The decision on the recognition of independence proclaimed by Ukraine’s south-eastern regions will be made by the U.N. member states, not by the U.N. Secretary-General, his spokesperson said on Monday.
He said the U.N. had watched the voting in the south-eastern regions of Ukraine but had so far not received any requests for considering the issue of their independence.
In the May 11 referenda held in the Donetsk and Lugansk regions of Ukraine, 89.7 and 96.2% of those who voted, respectively, did so in favour of their independence.
The Lugansk region authorities said later that they were preparing an appeal to the United Nations for the recognition of their independence from Kiev.
The self-proclaimed Donetsk People’s Republic has already requested incorporation into Russia.
“We the people of the Donetsk People’s Republic, based on the results of the referendum of May 11, 2014, and the declaration of independence of the Donetsk People’s Republic, hereby declare that from now on the Donetsk People’s Republic is a sovereign state,” the republic’s co-leader Denis Pushilin said.
“Considering the will of the people of the Donetsk People’s Republic and in order to restore historical justice, we are asking the Russian Federation to consider incorporating the Donetsk People’s Republic into the Russian Federation,” he said.

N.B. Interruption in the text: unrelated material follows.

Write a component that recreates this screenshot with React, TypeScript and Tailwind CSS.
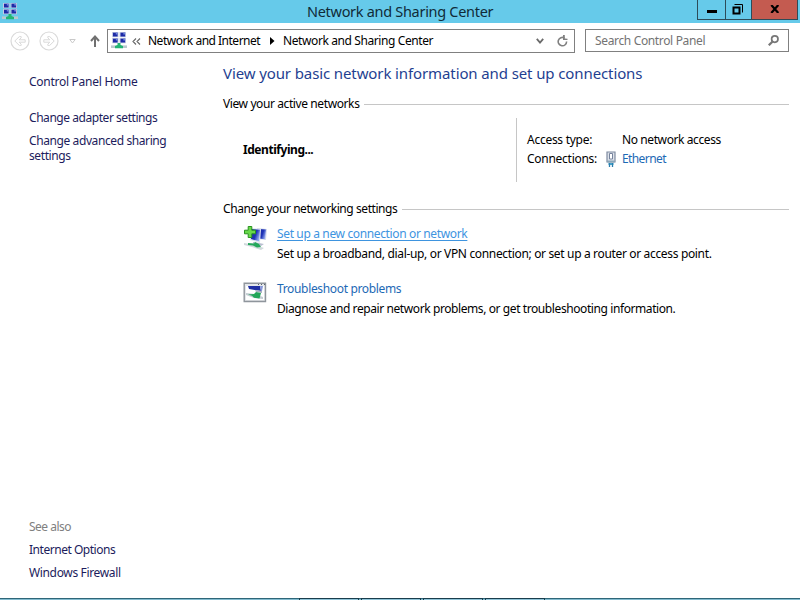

The neighbouring Lugansk region also declared independence after the May 11 referendum.
“We have chosen our path of independence from the lawlessness and bloody dictatorship of the Kiev junta, fascism and nationalism, the path of freedom and rule of law,” Lugansk people’s governor Valery Bolotov said. “A new life free of diktat from the Kiev authorities is beginning for the Lugansk People’s Republic upon the declaration of independence.